Migraines and Caffeine
Migraineurs have a love-hate relationship with caffeine. For many, the vasoconstrictor helps alleviate their migraine pain. For an equal number, the chemical is a migraine headache trigger. The relationship between caffeine and migraines is anything but straightforward.
For caffeine addicts who discover that their daily cuppa is a migraine trigger the problem of caffeine is particularly thorny. People who regularly consume large quantities of caffeine often experience withdrawal headaches if they do not get their regular java jolt. If they are predisposed to migraines, the headache they get if they cut out the caffeine is going to be a doozy. Many people think caffeine withdrawal alone can bring on a migraine. Regular caffeine-aholics are advised to lower their caffeine intake slowly so they do not send their body into withdrawal.
Many migraine pain relievers include caffeine. The vasoconstrictive action of caffeine helps relieve migraine pain for some people. One current theory of what exactly goes on in the head during migraine proposes that arteries in the temple get inflamed during an attack and vasoconstriction would reduce the inflammation. Another possible reason to include caffeine in a migraine medication is because it acts as a supplement to the main analgesic. Studies have shown that many analgesics function more efficiently and pack a greater punch when paired with caffeine, though no one is sure exactly why.

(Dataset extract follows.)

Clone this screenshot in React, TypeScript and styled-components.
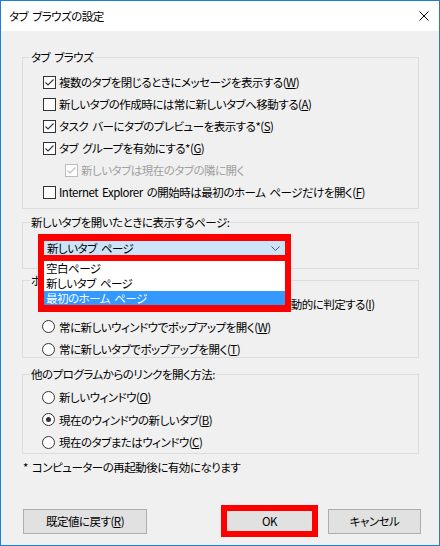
import React from 'react';
import styled, { createGlobalStyle } from 'styled-components';

const GlobalStyle = createGlobalStyle`
  html, body {
    margin: 0;
    padding: 0;
    background: #ffffff;
  }
  body {
    font-family: "Noto Sans CJK JP", "Noto Sans", sans-serif;
    font-size: 11.5px;
    letter-spacing: -0.5px;
    word-spacing: 2px;
    color: #000000;
    font-feature-settings: "palt";
  }
`;

const Window = styled.div`
  width: 440px;
  height: 546px;
  box-sizing: border-box;
  border: 1px solid #1c7fd6;
  background: #f0f0f0;
  display: flex;
  flex-direction: column;
`;

const TitleBar = styled.div`
  height: 30px;
  background: #ffffff;
  display: flex;
  align-items: center;
  justify-content: space-between;
  padding-left: 8px;
`;

const CloseButton = styled.div`
  width: 30px;
  height: 30px;
  display: flex;
  align-items: center;
  justify-content: center;
`;

const Content = styled.div`
  padding: 18px 20px 0 21px;
  display: flex;
  flex-direction: column;
`;

const Group = styled.fieldset<{ $mt: number; $pt: number; $pb: number; $gap: number }>`
  margin: ${(p) => p.$mt}px 0 0;
  padding: ${(p) => p.$pt}px 0 ${(p) => p.$pb}px 7px;
  border: 1px solid #dcdcdc;
  min-width: 0;
  display: flex;
  flex-direction: column;
  gap: ${(p) => p.$gap}px;
`;

const Legend = styled.legend`
  padding: 0 1px;
  height: 16px;
  line-height: 16px;
`;

const OptionRow = styled.div<{ $indent?: number; $disabled?: boolean }>`
  display: flex;
  align-items: center;
  gap: 3px;
  height: 14px;
  line-height: 14px;
  margin-left: ${(p) => p.$indent ?? 13}px;
  color: ${(p) => (p.$disabled ? '#a0a0a0' : '#000000')};
  white-space: nowrap;
`;

const RadioRow = styled(OptionRow)`
  gap: 4px;
  margin-left: 12px;
`;

const Label = styled.span`
  white-space: nowrap;
`;

const Box = styled.span<{ $disabled?: boolean }>`
  width: 13px;
  height: 13px;
  box-sizing: border-box;
  border: 1px solid ${(p) => (p.$disabled ? '#bcbcbc' : '#333333')};
  background: #ffffff;
  flex: none;
  display: flex;
`;

const Circle = styled.span`
  width: 13px;
  height: 13px;
  box-sizing: border-box;
  border: 1px solid #333333;
  border-radius: 50%;
  background: #ffffff;
  flex: none;
  display: flex;
  align-items: center;
  justify-content: center;
`;

const Dot = styled.span`
  width: 5px;
  height: 5px;
  border-radius: 50%;
  background: #333333;
`;

const ComboFrame = styled.div`
  position: relative;
  width: 253px;
  box-sizing: border-box;
  margin: 4px 0 0 8px;
  padding: 7px 6px 6px;
  background: #ff0000;
`;

const Combo = styled.div`
  height: 14px;
  line-height: 14px;
  background: #cce4f7;
  display: flex;
  align-items: center;
  justify-content: space-between;
  padding: 0 5px 0 3px;
`;

const Popup = styled.div`
  position: absolute;
  top: 100%;
  left: 0;
  width: 100%;
  box-sizing: border-box;
  padding: 0 6px 7px;
  background: #ff0000;
  z-index: 2;
`;

const PopupList = styled.div`
  background: #ffffff;
  display: flex;
  flex-direction: column;
`;

const PopupItem = styled.div<{ $selected?: boolean; $h: number }>`
  height: ${(p) => p.$h}px;
  line-height: ${(p) => p.$h}px;
  padding-left: 2px;
  background: ${(p) => (p.$selected ? '#3399ff' : 'transparent')};
  color: ${(p) => (p.$selected ? '#ffffff' : '#000000')};
`;

const Note = styled.div`
  margin-top: 6px;
  padding-left: 1px;
  line-height: 14px;
`;

const Footer = styled.div`
  margin-top: auto;
  display: flex;
  align-items: center;
  padding: 0 18px 8px 22px;
`;

const Button = styled.button<{ $w: number }>`
  width: ${(p) => p.$w}px;
  height: 25px;
  box-sizing: border-box;
  border: 1px solid #adadad;
  background: #e1e1e1;
  font: inherit;
  letter-spacing: inherit;
  color: #000000;
  padding: 0;
`;

const PrimaryButton = styled(Button)`
  height: 32px;
  border: 6px solid #ff0000;
  margin-left: auto;
  margin-right: 10px;
`;

const Check = ({ checked, disabled }: { checked?: boolean; disabled?: boolean }) => (
  <Box $disabled={disabled}>
    {checked && (
      <svg width="11" height="11" viewBox="0 0 11 11">
        <polyline
          points="1.5,5.5 4,8 9.5,2.5"
          fill="none"
          stroke={disabled ? '#bcbcbc' : '#333333'}
          strokeWidth="1.1"
        />
      </svg>
    )}
  </Box>
);

const Radio = ({ checked }: { checked?: boolean }) => <Circle>{checked && <Dot />}</Circle>;

const App: React.FC = () => {
  return (
    <>
      <GlobalStyle />
      <Window>
        <TitleBar>
          <span>タブ ブラウズの設定</span>
          <CloseButton>
            <svg width="10" height="10" viewBox="0 0 10 10">
              <path d="M0.5 0.5 L9.5 9.5 M9.5 0.5 L0.5 9.5" stroke="#000" strokeWidth="1" />
            </svg>
          </CloseButton>
        </TitleBar>

        <Content>
          <Group $mt={0} $pt={10} $pb={9} $gap={8}>
            <Legend>タブ ブラウズ</Legend>
            <OptionRow>
              <Check checked />
              <Label>複数のタブを閉じるときにメッセージを表示する(<u>W</u>)</Label>
            </OptionRow>
            <OptionRow>
              <Check />
              <Label>新しいタブの作成時には常に新しいタブへ移動する(<u>A</u>)</Label>
            </OptionRow>
            <OptionRow>
              <Check checked />
              <Label>タスク バーにタブのプレビューを表示する*(<u>S</u>)</Label>
            </OptionRow>
            <OptionRow>
              <Check checked />
              <Label>タブ グループを有効にする*(<u>G</u>)</Label>
            </OptionRow>
            <OptionRow $indent={35} $disabled>
              <Check checked disabled />
              <Label>新しいタブは現在のタブの隣に開く</Label>
            </OptionRow>
            <OptionRow>
              <Check />
              <Label>Internet Explorer の開始時は最初のホーム ページだけを開く(<u>F</u>)</Label>
            </OptionRow>
          </Group>

          <Group $mt={5} $pt={0} $pb={7} $gap={0}>
            <Legend>新しいタブを開いたときに表示するページ:</Legend>
            <ComboFrame>
              <Combo>
                <span>新しいタブ ページ</span>
                <svg width="9" height="5" viewBox="0 0 9 5">
                  <polyline points="0.5,0.5 4.5,4.5 8.5,0.5" fill="none" stroke="#555" strokeWidth="1" />
                </svg>
              </Combo>
              <Popup>
                <PopupList>
                  <PopupItem $h={15}>空白ページ</PopupItem>
                  <PopupItem $h={15}>新しいタブ ページ</PopupItem>
                  <PopupItem $h={14} $selected>
                    最初のホーム ページ
                  </PopupItem>
                </PopupList>
              </Popup>
            </ComboFrame>
          </Group>

          <Group $mt={3} $pt={9} $pb={1} $gap={8.5}>
            <Legend>ポップアップの発生時:</Legend>
            <RadioRow>
              <Radio checked />
              <Label>ポップアップを開く方法を Internet Explorer で自動的に判定する(<u>I</u>)</Label>
            </RadioRow>
            <RadioRow>
              <Radio />
              <Label>常に新しいウィンドウでポップアップを開く(<u>W</u>)</Label>
            </RadioRow>
            <RadioRow>
              <Radio />
              <Label>常に新しいタブでポップアップを開く(<u>T</u>)</Label>
            </RadioRow>
          </Group>

          <Group $mt={8} $pt={8} $pb={4} $gap={8.5}>
            <Legend>他のプログラムからのリンクを開く方法:</Legend>
            <RadioRow>
              <Radio />
              <Label>新しいウィンドウ(<u>O</u>)</Label>
            </RadioRow>
            <RadioRow>
              <Radio checked />
              <Label>現在のウィンドウの新しいタブ(<u>B</u>)</Label>
            </RadioRow>
            <RadioRow>
              <Radio />
              <Label>現在のタブまたはウィンドウ(<u>C</u>)</Label>
            </RadioRow>
          </Group>

          <Note>* コンピューターの再起動後に有効になります</Note>
        </Content>

        <Footer>
          <Button $w={124}>
            既定値に戻す(<u>R</u>)
          </Button>
          <PrimaryButton $w={97}>OK</PrimaryButton>
          <Button $w={93}>キャンセル</Button>
        </Footer>
      </Window>
    </>
  );
};

export default App;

Caffeine shows up in many unexpected places, so migraineurs who are sensitive to it (not all are) need to be vigilant label readers. Everyone knows about beverages, things like coffee and colas. Caffeine is also found in many clear or fruit-flavored sodas. Caffeine can be found in chocolate; the darker the chocolate the more caffeine it contains. Caffeine is in many over-the-counter analgesics, and not always clearly labeled. Migraineurs should be especially warty of caffeine in over-the-counter migraine formulas of regular medications.